→ DATA PROVIDED:

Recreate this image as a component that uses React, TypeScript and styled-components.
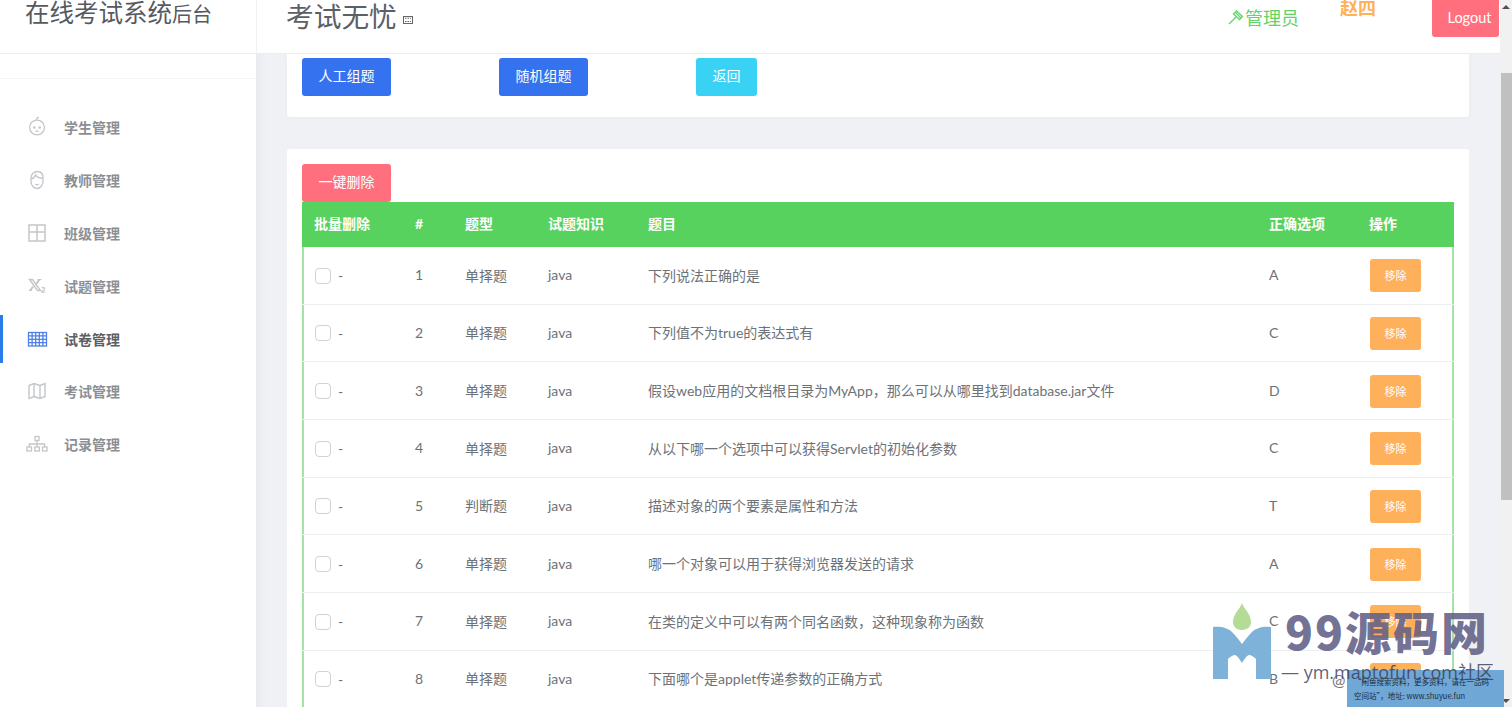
import React from "react";
import styled, { createGlobalStyle } from "styled-components";

const SANS = `Lato, "Noto Sans CJK SC", sans-serif`;
const GRID = "101px 50px 83px 100px 621px 100px 97px";

const Global = createGlobalStyle`
  html, body { margin: 0; padding: 0; height: 100%; overflow: hidden; background: #fff; }
  #root { height: 100%; }
  * { box-sizing: border-box; }
`;

const Page = styled.div`
  position: relative;
  display: flex;
  width: 1512px;
  height: 707px;
  overflow: hidden;
  font-family: ${SANS};
  color: #6c757d;
`;
const Column = styled.div`
  width: 1500px;
  height: 707px;
  display: flex;
  flex-direction: column;
`;
const Header = styled.header`
  height: 54px;
  flex: none;
  display: flex;
  background: #fff;
  border-bottom: 1px solid #eceef1;
`;
const Brand = styled.div`
  width: 257px;
  flex: none;
  border-right: 1px solid #eff0f2;
  padding-left: 25px;
  color: #555a60;
  font-size: 24.5px;
  line-height: 26px;
  white-space: nowrap;
  small { font-size: 20px; }
`;
const Title = styled.div`
  padding: 3px 0 0 29px;
  font-size: 27.7px;
  line-height: 28px;
  color: #5b6066;
  display: flex;
  align-items: flex-start;
  flex: 1;
  svg { margin: 13px 0 0 6px; }
`;
const Role = styled.div`
  display: flex;
  align-items: center;
  color: #62d367;
  font-size: 18px;
  height: 33px;
  margin-right: 41px;
  svg { margin-right: 1px; }
`;
const User = styled.div`
  color: #ffb05a;
  font-size: 18px;
  font-weight: 700;
  line-height: 18px;
  margin: -1px 56px 0 0;
`;
const Logout = styled.button`
  width: 67px;
  height: 37px;
  border: 0;
  border-radius: 0 0 3px 3px;
  margin-right: 1px;
  padding: 0 0 3px 8px;
  background: #ff6f7d;
  color: #fff;
  font: 14.5px ${SANS};
`;
const Body = styled.div`
  flex: 1;
  display: flex;
  min-height: 0;
`;
const Sidebar = styled.aside`
  width: 256px;
  flex: none;
  background: #fff;
`;
const SideGap = styled.div`
  height: 25px;
  border-bottom: 1px solid #f3f4f6;
  margin-bottom: 22px;
`;
const MenuItem = styled.div<{ $active?: boolean }>`
  position: relative;
  height: 52.8px;
  display: flex;
  align-items: center;
  padding-left: 26px;
  color: ${(p) => (p.$active ? "#5a5f65" : "#8b8f94")};
  font-size: 14px;
  font-weight: 700;
  svg { flex: none; margin-right: 16px; }
  ${(p) =>
    p.$active
      ? `&::before {
          content: "";
          position: absolute;
          left: 0;
          top: 3px;
          width: 3px;
          height: 48px;
          background: #2a7de9;
        }`
      : ""}
`;
const Content = styled.main`
  flex: 1;
  background: #eff1f5;
  padding: 0 31px 0 31px;
  overflow: hidden;
  box-shadow: inset 10px 0 10px -8px #e3e5ea;
`;
const TopCard = styled.section`
  height: 63px;
  background: #fff;
  border-radius: 0 0 3px 3px;
  padding: 4px 15px 0;
  display: flex;
  gap: 108px;
  align-items: flex-start;
  box-shadow: 0 1px 4px rgba(60, 70, 90, 0.04);
`;
const ListCard = styled.section`
  margin-top: 32px;
  background: #fff;
  border-radius: 3px 3px 0 0;
  padding: 15px 15px 0;
`;
const Btn = styled.button<{ $bg: string; $w: number }>`
  width: ${(p) => p.$w}px;
  height: 38px;
  border: 0;
  border-radius: 3px;
  background: ${(p) => p.$bg};
  color: #fff;
  font: 14px ${SANS};
  padding: 0 0 4px;
  display: block;
`;
const Table = styled.div`
  border-left: 2px solid #a3e4a6;
  border-right: 2px solid #a3e4a6;
`;
const HeadRow = styled.div`
  display: grid;
  grid-template-columns: ${GRID};
  margin: 0 -2px;
  height: 45px;
  padding-bottom: 3px;
  align-items: center;
  background: #58d25e;
  color: #fff;
  font-size: 14px;
  font-weight: 700;
`;
const BodyRow = styled.div`
  display: grid;
  grid-template-columns: ${GRID};
  margin: 0 -2px;
  height: 57.67px;
  padding-bottom: 1px;
  align-items: center;
  border-bottom: 1px solid #eceef0;
  font-size: 14px;
  color: #6c7278;
`;
const Cell = styled.div`
  padding-left: 12px;
  white-space: nowrap;
`;
const CheckCell = styled(Cell)`
  display: flex;
  align-items: center;
  gap: 7px;
  padding-left: 13px;
  padding-top: 2px;
`;
const Check = styled.span`
  width: 16px;
  height: 16px;
  border: 1px solid #cfd2d6;
  border-radius: 4px;
`;
const Remove = styled.button`
  width: 51px;
  height: 33px;
  margin: 2px 0 0 1px;
  border: 0;
  border-radius: 3px;
  background: #ffb05a;
  color: #fff;
  font: 11px ${SANS};
  padding: 0 0 1px;
  display: block;
`;
const Scrollbar = styled.div`
  width: 12px;
  height: 707px;
  background: #f1f1f1;
  display: flex;
  flex-direction: column;
  align-items: center;
`;
const Arrow = styled.div<{ $down?: boolean }>`
  width: 0;
  height: 0;
  margin: ${(p) => (p.$down ? "0 0 4px" : "5px 0 0")};
  border-left: 4px solid transparent;
  border-right: 4px solid transparent;
  ${(p) => (p.$down ? "border-top: 4px solid #505050;" : "border-bottom: 4px solid #505050;")}
`;
const Thumb = styled.div`
  width: 11px;
  height: 427px;
  margin: 64px 0 auto 1px;
  background: #c0c0c0;
`;
const Mark = styled.div`
  position: absolute;
  left: 1213px;
  top: 600px;
  width: 299px;
  height: 107px;
  pointer-events: none;
`;
const MarkLogo = styled.svg`
  position: absolute;
  left: 0;
  top: 3px;
`;
const MarkName = styled.div`
  position: absolute;
  left: 72px;
  top: 0;
  font: 900 46px/60px "Noto Sans CJK SC", sans-serif;
  letter-spacing: 2px;
  color: rgba(98, 96, 134, 0.88);
  white-space: nowrap;
`;
const MarkUrl = styled.div`
  position: absolute;
  left: 68px;
  top: 60px;
  font: 18px/24px "Open Sans", "Noto Sans CJK SC", sans-serif;
  color: rgba(60, 60, 85, 0.82);
  white-space: nowrap;
`;
const At = styled.div`
  position: absolute;
  left: 119px;
  top: 70px;
  font: 16px/20px ${SANS};
  color: #777;
`;
const Notice = styled.div`
  position: absolute;
  left: 134px;
  top: 70px;
  width: 157px;
  height: 37px;
  background: #6fa8d6;
  color: #1c2c3c;
  font: 7.5px/14px "Noto Sans CJK SC", sans-serif;
  padding: 5px 0 0 7px;
  white-space: nowrap;
`;

const stroke = { fill: "none", stroke: "#c4c6c9", strokeWidth: 1.3 } as const;
const Baby = () => (
  <svg width="22" height="22" viewBox="0 0 22 22" {...stroke}>
    <circle cx="11" cy="11.500" r="7.400" />
    <path d="M11 4.100c-1-1.500 0-2.900 1.800-2.500" />
    <circle cx="8.300" cy="11.500" r=".7" />
    <circle cx="13.700" cy="11.500" r=".7" />
    <path d="M9.500 14.800c1 .7 2 .7 3 0" />
  </svg>
);
const Man = () => (
  <svg width="22" height="22" viewBox="0 0 22 22" {...stroke}>
    <path d="M5 9c0-4 3-6.500 6.500-6.500S17 5 17 9v3.500c0 4-3 7-6 7s-6-3-6-7z" />
    <path d="M5.200 10c2-.4 3.600-2 4.300-4 1.500 2 4 3.200 7.300 3.400" />
    <path d="M9.300 15c1 .8 2.400.8 3.400 0" />
  </svg>
);
const Grid4 = () => (
  <svg width="22" height="22" viewBox="0 0 22 22" {...stroke} strokeWidth={1.5}>
    <rect x="3" y="3" width="16" height="16" />
    <path d="M11 3v16M3 10h16" />
  </svg>
);
const Sub = () => (
  <svg width="22" height="22" viewBox="0 0 22 22" fill="none" stroke="#c4c6c9">
    <path d="M3.500 4.500h3l8 11h-3z" strokeWidth="1.400" />
    <path d="M13.500 4.500 9.800 9.500M7.200 11.500l-3.200 4" strokeWidth="2" />
    <path d="M3 4.500h3.500M11.500 4.500H15.500M3 15.500h3M11.500 15.500H15.500" strokeWidth="1.200" />
    <path d="M15.800 13.300c.4-.9 3-.9 3 .4 0 1.100-1.900 1.800-3 3.500h3.400" strokeWidth="1.200" />
  </svg>
);
const Sheet = () => (
  <svg width="22" height="22" viewBox="0 0 22 22" fill="none" stroke="#4f7fe8" strokeWidth="1.300">
    <rect x="2.500" y="4.500" width="18" height="13.500" />
    <path d="M6.100 4.500V18M9.700 4.500V18M13.300 4.500V18M16.900 4.500V18M2.500 7.900h18M2.500 11.300h18M2.500 14.700h18" />
  </svg>
);
const MapIcon = () => (
  <svg width="22" height="22" viewBox="0 0 22 22" {...stroke} strokeWidth={1.4}>
    <path d="M3 5.500 8 3.500l6 2 5-2v13l-5 2-6-2-5 2z" />
    <path d="M8 3.500v13M14 5.500v13" />
  </svg>
);
const Sitemap = () => (
  <svg width="22" height="22" viewBox="0 0 22 22" {...stroke} strokeWidth={1.300}>
    <rect x="9" y="3.500" width="4" height="4" />
    <rect x="1" y="14" width="4.500" height="4" />
    <rect x="8.800" y="14" width="4.500" height="4" />
    <rect x="16.500" y="14" width="4.500" height="4" />
    <path d="M11 7.500V14M3.300 14v-3h15.400v3" />
  </svg>
);
const Hammer = () => (
  <svg width="16" height="16" viewBox="0 0 16 16" fill="none" stroke="#62d367" strokeWidth="1.300">
    <path d="M1 15 8 8" />
    <path d="M5.500 5 8.500 2l6 5.500-3 3z" />
    <path d="M7.500 3.500 13 9" />
  </svg>
);
const Tofu = () => (
  <svg width="10" height="8" viewBox="0 0 10 8">
    <rect x=".5" y=".5" width="9" height="7" fill="#fff" stroke="#666" />
    <path d="M2 2.200h1.500M4.500 2.200H6M7 2.200h1M2 5.500h1.500M4.500 5.500H6M7 5.500h1" stroke="#666" />
  </svg>
);

const MENU = [
  { label: "学生管理", icon: <Baby /> },
  { label: "教师管理", icon: <Man /> },
  { label: "班级管理", icon: <Grid4 /> },
  { label: "试题管理", icon: <Sub /> },
  { label: "试卷管理", icon: <Sheet />, active: true },
  { label: "考试管理", icon: <MapIcon /> },
  { label: "记录管理", icon: <Sitemap /> },
];

const ROWS = [
  ["1", "单择题", "下列说法正确的是", "A"],
  ["2", "单择题", "下列值不为true的表达式有", "C"],
  ["3", "单择题", "假设web应用的文档根目录为MyApp，那么可以从哪里找到database.jar文件", "D"],
  ["4", "单择题", "从以下哪一个选项中可以获得Servlet的初始化参数", "C"],
  ["5", "判断题", "描述对象的两个要素是属性和方法", "T"],
  ["6", "单择题", "哪一个对象可以用于获得浏览器发送的请求", "A"],
  ["7", "单择题", "在类的定义中可以有两个同名函数，这种现象称为函数", "C"],
  ["8", "单择题", "下面哪个是applet传递参数的正确方式", "B"],
];

export default function App() {
  return (
    <Page>
      <Global />
      <Column>
        <Header>
          <Brand>
            在线考试系统<small>后台</small>
          </Brand>
          <Title>
            考试无忧
            <Tofu />
          </Title>
          <Role>
            <Hammer />
            管理员
          </Role>
          <User>赵四</User>
          <Logout>Logout</Logout>
        </Header>
        <Body>
          <Sidebar>
            <SideGap />
            {MENU.map((m) => (
              <MenuItem key={m.label} $active={m.active}>
                {m.icon}
                {m.label}
              </MenuItem>
            ))}
          </Sidebar>
          <Content>
            <TopCard>
              <Btn $bg="#3572f0" $w={89}>人工组题</Btn>
              <Btn $bg="#3572f0" $w={89}>随机组题</Btn>
              <Btn $bg="#39d2f5" $w={61}>返回</Btn>
            </TopCard>
            <ListCard>
              <Btn $bg="#ff6f7d" $w={89}>一键删除</Btn>
              <Table>
                <HeadRow>
                  <Cell>批量删除</Cell>
                  <Cell>#</Cell>
                  <Cell>题型</Cell>
                  <Cell>试题知识</Cell>
                  <Cell>题目</Cell>
                  <Cell>正确选项</Cell>
                  <Cell>操作</Cell>
                </HeadRow>
                {ROWS.map((r) => (
                  <BodyRow key={r[0]}>
                    <CheckCell>
                      <Check />-
                    </CheckCell>
                    <Cell>{r[0]}</Cell>
                    <Cell>{r[1]}</Cell>
                    <Cell>java</Cell>
                    <Cell>{r[2]}</Cell>
                    <Cell>{r[3]}</Cell>
                    <Cell>
                      <Remove>移除</Remove>
                    </Cell>
                  </BodyRow>
                ))}
              </Table>
            </ListCard>
          </Content>
        </Body>
      </Column>
      <Scrollbar>
        <Arrow />
        <Thumb />
        <Arrow $down />
      </Scrollbar>
      <Mark>
        <MarkLogo width="60" height="78" viewBox="0 0 60 78">
          <path d="M29 0c2 6 9 11 9 19 0 5-4 8-9 8s-9-3-9-8c0-8 7-13 9-19z" fill="#b5dc97" />
          <path
            fillRule="evenodd"
            d="M0 24c8-1 15 1 19 5 4 4 7 8 10 12 3-4 6-8 10-12 4-4 11-6 19-5v52H43V56c-2-2-5-4-7-4-3 1-5 5-7 8-2-3-4-7-7-8-2 0-5 2-7 4v20H0z"
            fill="#7fb2d9"
          />
        </MarkLogo>
        <MarkName>99源码网</MarkName>
        <At>@</At>
        <Notice>
          “闲鱼搜索资料，更多资料，请在一品码
          <br />
          空间站”，地址: www.shuyue.fun
        </Notice>
        <MarkUrl>— ym.maptofun.com社区</MarkUrl>
      </Mark>
    </Page>
  );
}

→ REQUIREMENT: Skip the pictures, please, and transcribe only the lines from the beginning of the material through the one that contains "50px 83px 100px".

→ RESPONSE:
Recreate this image as a component that uses React, TypeScript and styled-components.
import React from "react";
import styled, { createGlobalStyle } from "styled-components";

const SANS = `Lato, "Noto Sans CJK SC", sans-serif`;
const GRID = "101px 50px 83px 100px 621px 100px 97px";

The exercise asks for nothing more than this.